Ending routine flaring
The carbon intensity recorded for
the period was 32.7 kg CO2/boe, higher than the 26.0 kg CO2/boe
recorded in 9M 2023. The significant increase in carbon intensity
was primarily driven by increased production from our Eastern
assets following reinstatement of TNP Zone 6. Wells in our Eastern
asset are gas-rich which leads to emission of associated gas as
production increases. The shutdown of the Oben Gas Plant during the
TAM activities carried out in August led to higher emissions during
the two-week period, also contributing to higher carbon intensity
compared to last year.
The Company continues to progress
efforts to secure evacuation options for unprocessed associated gas
from the Sapele Flow Station. Alongside this, work continues on the
construction of the Sapele Integrated Gas Plant (SIGP), which is
scheduled to be fully complete in 1H 2025 (details in earlier
sections). Once operational, SIGP offtake has the potential to
materially reduce Group Scope 1 emissions. Other ongoing key
flare-out projects, including the Western Asset Flares Out
(installation of VRU compressors), Sapele LPG Storage &
Offloading Facility, Oben LPG Project and Ohaji Flares Out Project.

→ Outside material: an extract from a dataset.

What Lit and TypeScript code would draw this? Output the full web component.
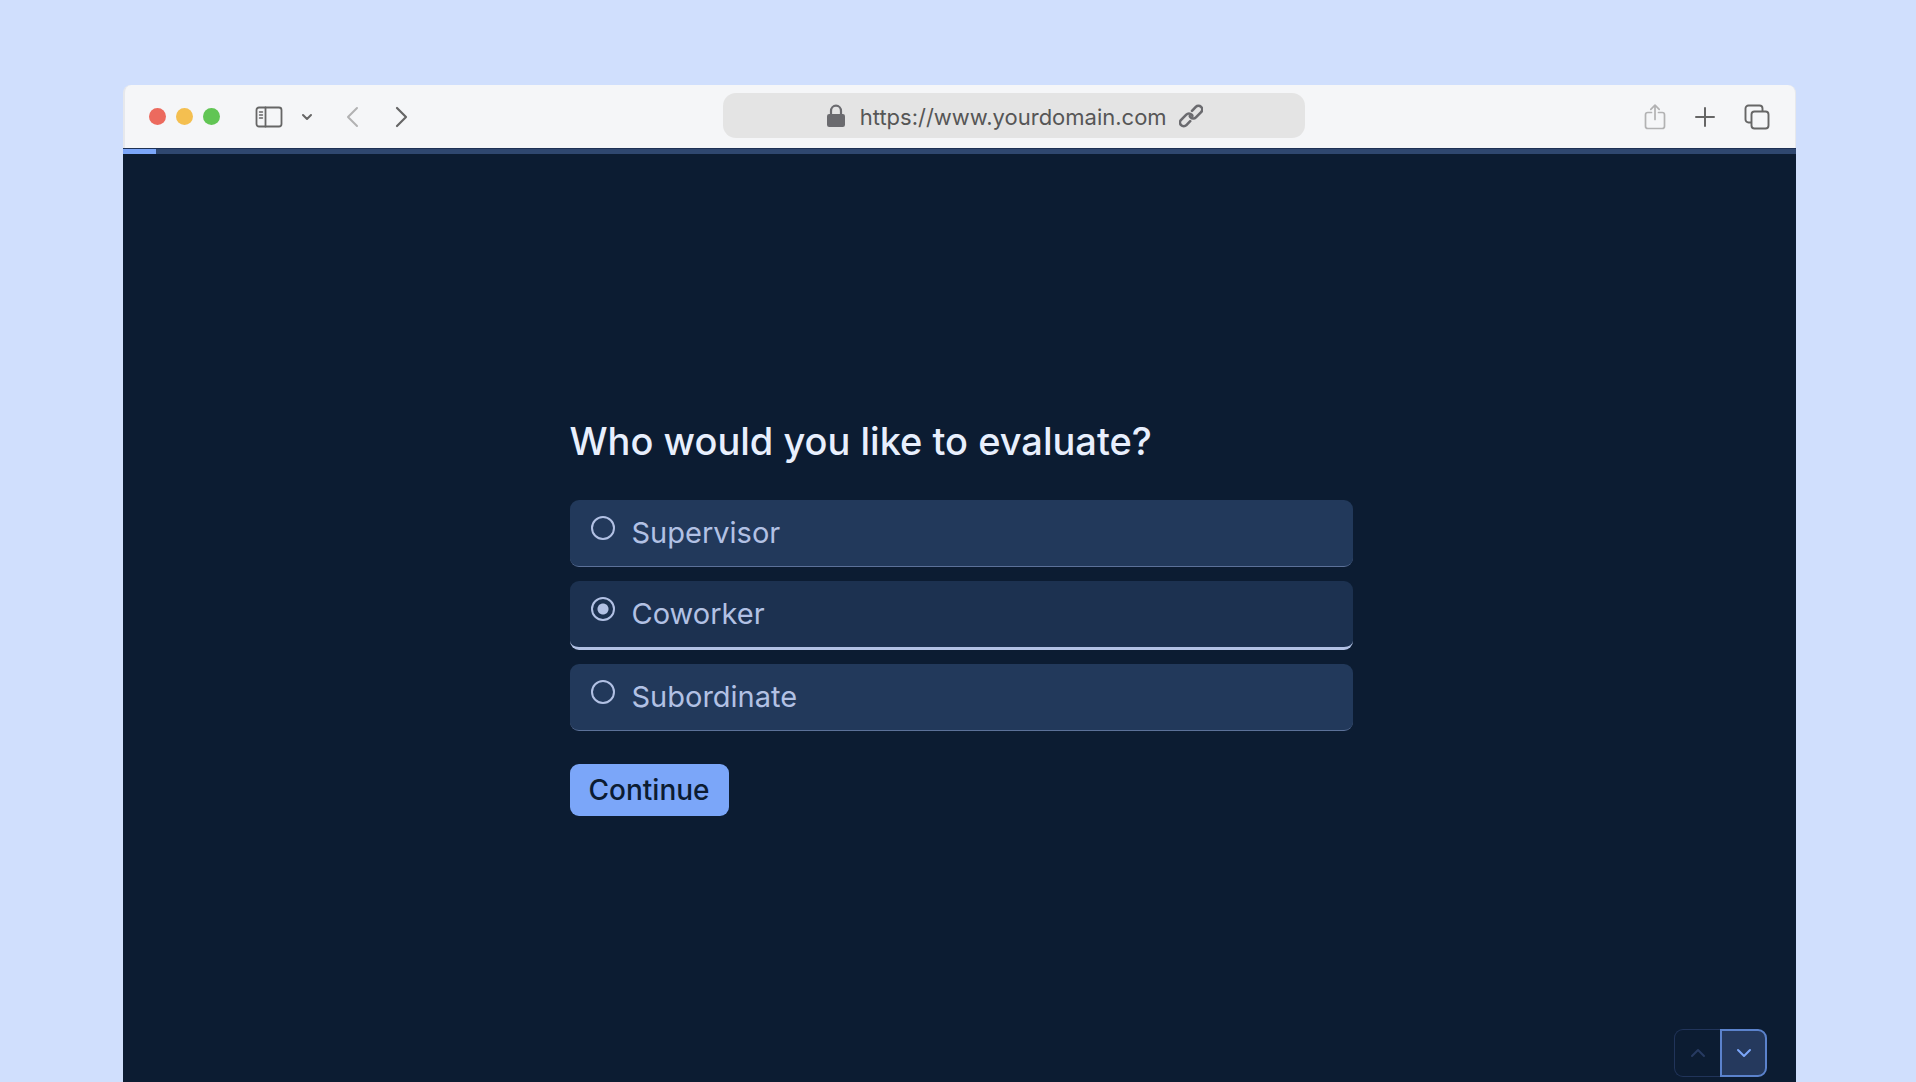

The Company is on track to end routine flaring of gas in 2H
2025.
Proposed acquisition of
MPNU
On 22 October 2024, we reported that
we had received confirmation from the Nigerian Upstream Petroleum
Regulatory Commission (NUPRC) that Ministerial consent has been
granted by the Honourable Minister of Petroleum Resources in
Nigeria, President Bola Ahmed Tinubu GCFR, to proceed with the
acquisition of the entire issued share capital of Mobil Producing
Nigeria Unlimited (MPNU).
Following receipt of Ministerial
consent the Company is now working to complete the transaction.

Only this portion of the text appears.